NEFFASAT النفاثات
" نفّاثات Neffasat" sözcüğünün kökü olan " نفث nefs" sözcüğü, nefes etmek denilen üflemektir. Bu da biraz tükürükle veya tükürüksüz olarak üfürür gibi yapmak anlamındadır. "Nefs" sözcüğünün manası hakkında eski yorumculardan Keşşaf sahibi Zemahşerî "tükürükle üflemek", Ragıb da "Nefs, tükrük fırlatmaktır, bu ise tühlemekten daha azdır. Üfürükçülerin ve sihirbazın nefsi de düğümler içine üfürmesidir" demiştir. [ (el İsfehani; el Müfredat, Ze Mahşeri; el Keşşaf)] "عقدUkad" sözcüğü "ukde" sözcüğünün çoğuludur.
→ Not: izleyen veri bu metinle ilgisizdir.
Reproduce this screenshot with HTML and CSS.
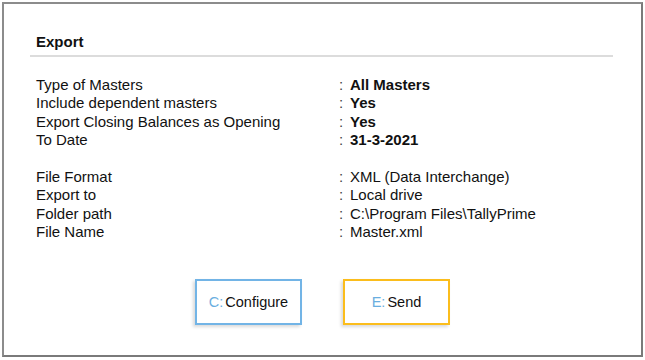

Ukde, düğüm bağlamak, düğümlemek anlamına gelen "akd" kökünden türetilmiş bir isim olup "düğüm" demektir.
"Ukde [düğüm]" sözcüğü, esas anlamı çerçevesinde şu kavramlar için de kullanılmaktadır:
- düğüm yeri
- beldeler üzerindeki velâyet
- idarecilere biat
- sahibinin kendi malı olduğuna inandığı taşınmaz mallar
- ağacı çok sık olan yer
- develer için yeterli otlağı olan yer
- bir kimsenin yeterli derecedeki geçiminin bağlı olduğu şey
- bolluk yer
- ağaç yemeye mecbur kalmış koyun sürüsü
- kesin gerekiyor olan şeyler [nikâh akdi, alış-veriş sözleşmesi gibi]
- kin, öfke
- kamış
Ragıb, "akd" sözcüğünün öncelikle ipin bağlanması, binanın bağlanması gibi katı cisimlerin bağlanması anlamında, sonra da istiare yoluyla alışveriş akdi, ahid gibi diğer anlamlarda kullanıldığını bildirmiştir. [(el İsfehani; el Müfredat)]
Görüldüğü gibi, ayeti oluşturan sözcükler gerek hakikat gerekse mecaz olarak birçok anlama gelmektedir. Bu anlamların hepsi de birbiriyle çelişmedikleri için geçerlidir. Bu sözcükler müteşabih sözcüğünün anlamına iyi birer örnektir.
Bize göre ayetin "akitlere [sözleşmelere] üfleyip-tükürenlerin [bozanların] şerrinden" olarak çevrilmesi daha isabetlidir. Çünkü sonucunda Allah'a sığınılacak bir şer/zarar ortaya çıkaracak davranış, bir anlaşmanın karşı tarafın haberi olmadan tek taraflı olarak bozulmasıdır. Örnek olarak; nikâh akdine aykırı davranan bir eşin, iş anlaşmasına aykırı davranan bir ortağın, barış anlaşmasına aykırı davranan bir ülkenin, verdiği sözü tutmayan bir müteahhidin muhatabına vereceği zarar karşısında, anlaşmanın bozulduğundan haberi olmayan diğer tarafın herhangi bir önlem alması söz konusu olmadığından, Allah'a sığınmaktan başka çaresi yoktur.